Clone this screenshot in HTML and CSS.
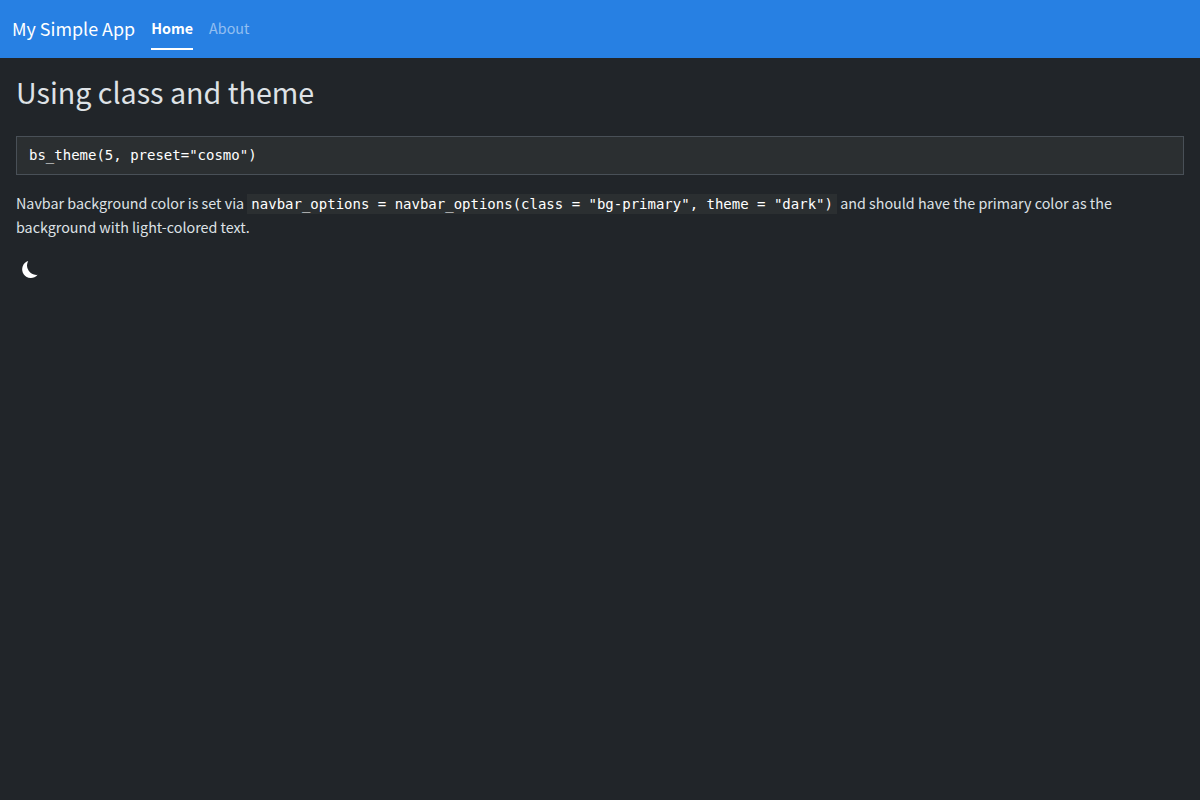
FILE: index.html
```html
<!DOCTYPE html>
<html lang="en">
<head>
<meta charset="utf-8">
<title>My Simple App</title>
<link rel="stylesheet" href="styles.css">
</head>
<body>
<nav class="navbar">
  <a class="navbar-brand">My Simple App</a>
  <div class="navbar-nav">
    <a class="nav-link active">Home</a>
    <a class="nav-link">About</a>
  </div>
</nav>
<main class="content">
  <h2 class="title">Using class and theme</h2>
  <pre class="code-block"><code>bs_theme(5, preset="cosmo")</code></pre>
  <p class="text">Navbar background color is set via <code class="code">navbar_options = navbar_options(class = "bg-primary", theme = "dark")</code> and should have the primary color as the background with light-colored text.</p>
  <button class="mode-toggle" aria-label="Toggle dark mode">
    <svg width="18" height="19" viewBox="0 0 18 19"><path d="M7.2 1A8.7 8.7 0 1 0 16.6 14.8A9.4 9.4 0 0 1 7.2 1Z" fill="#fff"/></svg>
  </button>
</main>
</body>
</html>
```
FILE: styles.css
```css
* { box-sizing: border-box; }
body {
  margin: 0;
  background: #212529;
  color: #dee2e6;
  font: 14.32px/24px "Noto Sans CJK JP", sans-serif;
}
.navbar {
  display: flex;
  align-items: center;
  height: 58px;
  padding: 0 12px;
  gap: 16px;
  background: #2780e3;
  color: #fff;
}
.navbar-brand { padding-bottom: 2px; font-size: 17.9px; line-height: 30px; }
.navbar-nav { display: flex; gap: 16px; }
.nav-link {
  padding: 8px 0;
  border-bottom: 2px solid transparent;
  color: rgba(255, 255, 255, .5);
}
.nav-link.active { color: #fff; font-weight: 700; border-color: #fff; }
.content { padding: 16px; }
.title { margin: 0 0 26px; font-size: 28.65px; font-weight: 400; line-height: 36px; }
code { font: 14px/21px "DejaVu Sans Mono", monospace; color: #fff; }
.code-block {
  display: flex;
  height: 39px;
  margin: 0 0 16px;
  padding: 8px 12px;
  border: 1px solid #495057;
  background: #2b2f31;
}
.text { margin: 0 0 16px; }
.code { padding: 2px 4px; background: #2b2f31; }
.mode-toggle {
  display: block;
  padding: 5px;
  border: 0;
  background: none;
}
.mode-toggle svg { display: block; }
```
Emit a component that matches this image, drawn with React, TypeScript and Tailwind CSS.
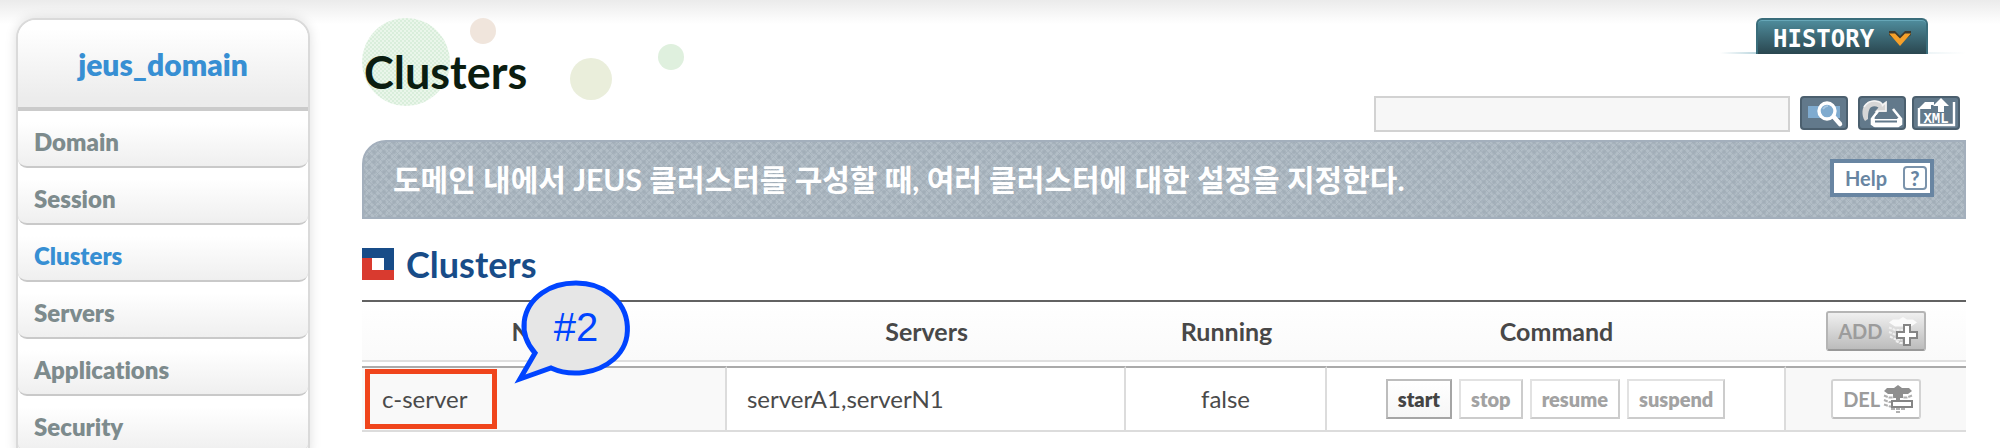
import React from "react";

const menu = ["Domain", "Session", "Clusters", "Servers", "Applications", "Security"];

const commands = [
  { label: "start", active: true },
  { label: "stop", active: false },
  { label: "resume", active: false },
  { label: "suspend", active: false },
];

function Sidebar() {
  return (
    <nav
      aria-label="Main"
      className="w-[294px] shrink-0 self-start overflow-hidden rounded-t-[20px] border-2 border-[#dadada] bg-white shadow-[0_0_12px_rgba(0,0,0,0.13)]"
    >
      <div className="flex h-[91px] items-center justify-center border-b-4 border-[#cbcbcb] bg-linear-to-b from-white from-10% to-[#ececec] to-90%">
        <a href="#domain" className="text-[30px] leading-none font-extrabold text-[#378fd3]">
          jeus_domain
        </a>
      </div>
      <ul>
        {menu.map((item) => (
          <li key={item}>
            <a
              href={"#" + item.toLowerCase()}
              className={
                "flex h-[57px] items-center rounded-b-[9px] border-b-2 border-[#c9c9c9] bg-linear-to-b from-white from-20% to-[#efefef] px-4 pt-1.5 text-[24px] leading-none font-extrabold " +
                (item === "Clusters" ? "text-[#378fd3]" : "text-[#7d8b8d]")
              }
            >
              {item}
            </a>
          </li>
        ))}
      </ul>
    </nav>
  );
}

function TitleDots() {
  return (
    <svg className="absolute top-0 left-0 h-[88px] w-[322px]" viewBox="0 0 322 88" aria-hidden="true">
      <defs>
        <pattern id="weave" width="4" height="4" patternUnits="userSpaceOnUse">
          <rect width="4" height="4" fill="#eaf6ea" />
          <rect width="2" height="2" fill="#d9eedb" />
          <rect x="2" y="2" width="2" height="2" fill="#d9eedb" />
        </pattern>
      </defs>
      <circle cx="44" cy="44" r="44" fill="url(#weave)" />
      <circle cx="121" cy="13" r="13" fill="#f0e5dc" />
      <circle cx="229" cy="61" r="21" fill="#eaeedb" />
      <circle cx="309" cy="39" r="13" fill="#dff0de" />
    </svg>
  );
}

function ToolButton({ label, children }: { label: string; children: React.ReactNode }) {
  return (
    <button
      type="button"
      aria-label={label}
      className="h-[34px] w-12 rounded-[4px] border-2 border-[#4b5f6e] bg-[#62798b]"
    >
      <svg viewBox="0 0 44 30" className="h-[30px] w-11" aria-hidden="true">
        {children}
      </svg>
    </button>
  );
}

function SearchRow() {
  return (
    <div className="flex items-start pr-1.5">
      <input
        type="text"
        aria-label="Search"
        className="mr-2.5 h-9 w-[416px] border-2 border-[#d2d2d2] bg-[#f7f7f7] px-2 text-[20px] outline-none"
      />
      <div className="mr-2.5 flex">
        <ToolButton label="Search">
          <rect x="6" y="8" width="32" height="12" fill="#7fabcf" />
          <path d="M31 18l7 8" stroke="#fff" strokeWidth="4.5" strokeLinecap="round" />
          <circle cx="25" cy="13" r="8" fill="#7fabcf" stroke="#fff" strokeWidth="3.4" />
          <path d="M21 11q2-3 5-3" fill="none" stroke="#a9c8e2" strokeWidth="1.6" />
        </ToolButton>
      </div>
      <div className="flex gap-1.5">
        <ToolButton label="Refresh">
          <path
            d="M5 23C1 17 2 9 6 5.500C11 1.500 18 1.500 22 6l4.500-3v11H14.500l4-4.500C15 7.500 11 8 9.500 11C8 14 8 18 8 21z"
            fill="#d6d6d6"
          />
          <path d="M4 9Q8 2.500 15 3t7.500 4.500L26 4.500V13h-9" fill="none" stroke="#f4f4f4" strokeWidth="1.600" />
          <path d="M18 13l-6 8v5l3 2h23l3-2v-5l-8-10" fill="none" stroke="#fff" strokeWidth="2.600" />
          <path d="M11 20h30v5l-3 4H14l-3-4z" fill="#fff" />
          <path d="M17 18h18l1 2H16zM15 23.500h22" fill="#62798b" stroke="#62798b" strokeWidth="2" />
        </ToolButton>
        <ToolButton label="Export XML">
          <path d="M5 10v17h35V4" fill="none" stroke="#fff" strokeWidth="2.400" />
          <path d="M4 11l7-7h9v3h-3v4H4z" fill="#fff" />
          <path d="M27 0l8 8h-5v6h-6V8h-5z" fill="#fff" />
          <text x="22" y="25" textAnchor="middle" fontFamily="Liberation Mono, monospace" fontWeight="700" fontSize="14" fill="#fff">
            XML
          </text>
        </ToolButton>
      </div>
    </div>
  );
}

function PageHeader() {
  return (
    <header className="flex h-[122px] justify-between">
      <div className="relative">
        <TitleDots />
        <h1 className="relative pt-7 pl-0.5 text-[45px] leading-[52px] font-bold text-[#0b1d10]">Clusters</h1>
      </div>
      <div className="flex flex-col items-end justify-between pb-2">
        <div className="flex w-[246px] flex-col items-end">
          <button
            type="button"
            className="z-10 mr-[38px] flex h-9 w-[172px] items-center rounded-t-[6px] border-2 border-b-0 border-[#3a6d7b] bg-linear-to-b from-[#4f8d9d] to-[#2a4750] pt-1 pl-[15px] shadow-[inset_0_1px_0_#67a7b8]"
          >
            <span className="font-['DejaVu_Sans_Mono',monospace] text-[24px] leading-none font-bold text-white">HISTORY</span>
            <svg viewBox="0 0 24 16" className="ml-3.5 h-4 w-6" aria-hidden="true">
              <path d="M1 0h6l5 5 5-5h6v4L12 13 1 4z" fill="#3b3a30" />
              <path d="M1 2.500h6l5 5 5-5h6L12 15z" fill="#f5a02a" />
            </svg>
          </button>
          <div className="-mt-0.5 h-0.5 w-full bg-linear-to-r from-transparent via-[#a5c9d4] via-20% to-transparent" />
        </div>
        <SearchRow />
      </div>
    </header>
  );
}

function Banner() {
  return (
    <section className="flex h-[79px] items-center justify-between rounded-tl-[24px] border-2 border-[#a3afbc] bg-[#b3bec7] bg-[radial-gradient(circle_at_center,#9fabb5_1px,transparent_3px),radial-gradient(circle_at_center,#a2aeb8_1px,transparent_3px),repeating-linear-gradient(45deg,rgba(150,163,174,0.35)_0_1px,transparent_1px_4px),repeating-linear-gradient(-45deg,rgba(150,163,174,0.35)_0_1px,transparent_1px_4px)] bg-[length:10px_10px,10px_10px,auto,auto] bg-[position:0_0,5px_5px,0_0,0_0] pr-[30px] pl-[29px]">
      <p className="pb-0.5 text-[30px] leading-none font-bold text-white">
        도메인 내에서 JEUS 클러스터를 구성할 때, 여러 클러스터에 대한 설정을 지정한다.
      </p>
      <button
        type="button"
        className="mb-1 flex h-[38px] w-[104px] items-center justify-between border-4 border-[#6885a2] bg-white pr-[3px] pl-[11px] text-[20px] leading-none font-bold text-[#6885a2]"
      >
        Help
        <span className="flex size-6 items-center justify-center rounded-[4px] border-2 border-[#7b93ab] text-[20px] leading-none font-black">
          ?
        </span>
      </button>
    </section>
  );
}

function LayersIcon({ kind }: { kind: "add" | "del" }) {
  if (kind === "add") {
    return (
      <svg viewBox="0 0 30 30" className="size-[30px]" aria-hidden="true">
        <path d="M15 1l4 2.500h6l4 3-6 4H7L1 6.500l4-3h6z" fill="#fafafa" />
        <path
          d="M1 11.500l6 2.500h8M1 16l7 3h6M2 20.500l6 3h6M8 25l4 2h4"
          fill="none"
          stroke="#f0f0f0"
          strokeWidth="2"
          strokeDasharray="3 1"
        />
        <path d="M16 9h6v7h7v6h-7v7h-6v-7H9v-6h7z" fill="#fff" stroke="#858585" strokeWidth="2" />
      </svg>
    );
  }
  return (
    <svg viewBox="0 0 30 30" className="size-[30px]" aria-hidden="true">
      <path d="M15 1l4 3h7l3 3-4 3h-5v4h-3v3h-4v-3h-3v-4H5L1 7l3-3h7z" fill="#8f8f8f" />
      <path
        d="M1 11.500l5 2h5M29 11.500l-5 2h-4M1 16l5 2h3M1 20.500l6 2h3M8 25h14M13 28h4"
        fill="none"
        stroke="#b0b0b0"
        strokeWidth="2"
        strokeDasharray="4 1"
      />
      <rect x="9" y="17" width="20" height="6" fill="#fff" stroke="#858585" strokeWidth="2" />
    </svg>
  );
}

function HeaderCell({ width, children }: { width: string; children: React.ReactNode }) {
  return (
    <th className={"border-t-2 border-[#626262] p-0 pb-1 " + width}>
      <div className="flex h-[60px] items-center justify-center border-b-2 border-[#dfdfdf] bg-linear-to-b from-white to-[#fafafa] text-[25px] leading-none font-bold text-[#484848]">
        {children}
      </div>
    </th>
  );
}

function ClusterTable() {
  const cell = "h-[66px] border-t-2 border-b-2 border-t-[#aaaaaa] border-b-[#dcdcdc] border-r-[#dcdcdc] ";
  return (
    <div className="relative">
      <table className="w-full table-fixed border-separate border-spacing-0 text-[24px] leading-none text-[#4a4a4a]">
        <thead>
          <tr>
            <HeaderCell width="w-[22.75%]">Name</HeaderCell>
            <HeaderCell width="w-[24.9%]">Servers</HeaderCell>
            <HeaderCell width="w-[12.5%]">Running</HeaderCell>
            <HeaderCell width="w-[28.65%]">Command</HeaderCell>
            <HeaderCell width="w-[11.2%]">
              <button
                type="button"
                className="flex h-10 w-[100px] items-center justify-between rounded-[3px] border-2 border-[#b5b5b5] border-b-[#999999] bg-linear-to-b from-[#f0f0f0] to-[#bcbcbc] pr-1.5 pl-2.5 text-[20px] leading-none font-bold text-[#9c9c9c]"
              >
                ADD
                <LayersIcon kind="add" />
              </button>
            </HeaderCell>
          </tr>
        </thead>
        <tbody>
          <tr>
            <td className={cell + "border-r-2 bg-[#f9f9f9] px-[3px] py-0"}>
              <a href="#c-server" className="flex h-[60px] w-[132px] items-center border-5 border-[#f0451c] pl-3">
                c-server
              </a>
            </td>
            <td className={cell + "border-r-2 px-5 py-0"}>serverA1,serverN1</td>
            <td className={cell + "border-r-2 p-0 text-center"}>false</td>
            <td className={cell + "border-r-2 p-0"}>
              <div className="flex justify-center gap-[7px]">
                {commands.map(({ label, active }) => (
                  <button
                    key={label}
                    type="button"
                    className={
                      "h-10 border-2 px-2.5 text-[20px] leading-none font-extrabold " +
                      (active
                        ? "border-[#bdbdbd] border-r-[#a5a5a5] border-b-[#a5a5a5] bg-linear-to-b from-white to-[#f6f6f6] text-[#444444]"
                        : "border-[#e2e2e2] border-r-[#cccccc] border-b-[#cccccc] bg-white text-[#a2a2a2]")
                    }
                  >
                    {label}
                  </button>
                ))}
              </div>
            </td>
            <td className={cell + "bg-[#f8f8f8] p-0"}>
              <button
                type="button"
                className="mx-auto flex h-10 w-[90px] items-center justify-between rounded-[3px] border-2 border-[#d3d3d3] border-b-[#bdbdbd] bg-white pr-1.5 pl-2.5 text-[20px] leading-none font-bold text-[#9c9c9c]"
              >
                DEL
                <LayersIcon kind="del" />
              </button>
            </td>
          </tr>
        </tbody>
      </table>
      <svg viewBox="0 0 124 110" className="absolute -top-[22px] left-[152px] h-[110px] w-[124px]" role="img" aria-label="#2">
        <path
          d="M21 75C4 56 7 30 28 15c18-13 50-14 68 1 22 17 23 48 4 65-17 15-43 18-63 9L6 101z"
          fill="#e6e6e6"
          stroke="#0044ff"
          strokeWidth="5"
          strokeMiterlimit="10"
        />
        <text x="62" y="63" textAnchor="middle" fontFamily="Liberation Sans, sans-serif" fontSize="40" fill="#0044ff">
          #2
        </text>
      </svg>
    </div>
  );
}

export default function App() {
  return (
    <div className="h-screen overflow-hidden bg-white bg-[linear-gradient(#ebebeb,#ffffff)] bg-[length:100%_24px] bg-no-repeat font-['Lato','Noto_Sans_CJK_KR',sans-serif] [font-variant-ligatures:none]">
      <div className="flex gap-[52px] pt-[18px] pr-[34px] pl-4">
        <Sidebar />
        <main className="min-w-0 flex-1">
          <PageHeader />
          <Banner />
          <div className="flex h-[81px] items-center gap-3 pt-2">
            <svg viewBox="0 0 32 32" className="size-8" aria-hidden="true">
              <rect width="32" height="32" fill="#d93a2f" />
              <path d="M0 0h32v22H22V10H0z" fill="#184c88" />
              <rect x="10" y="10" width="12" height="12" fill="#fff" />
            </svg>
            <h2 className="text-[36px] leading-none font-bold text-[#184c88]">Clusters</h2>
          </div>
          <ClusterTable />
        </main>
      </div>
    </div>
  );
}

◆ Requirements
Select all lines in the listing that include the word "React".

◆ Result of this exercise
Emit a component that matches this image, drawn with React, TypeScript and Tailwind CSS.
import React from "react";
function ToolButton({ label, children }: { label: string; children: React.ReactNode }) {
function HeaderCell({ width, children }: { width: string; children: React.ReactNode }) {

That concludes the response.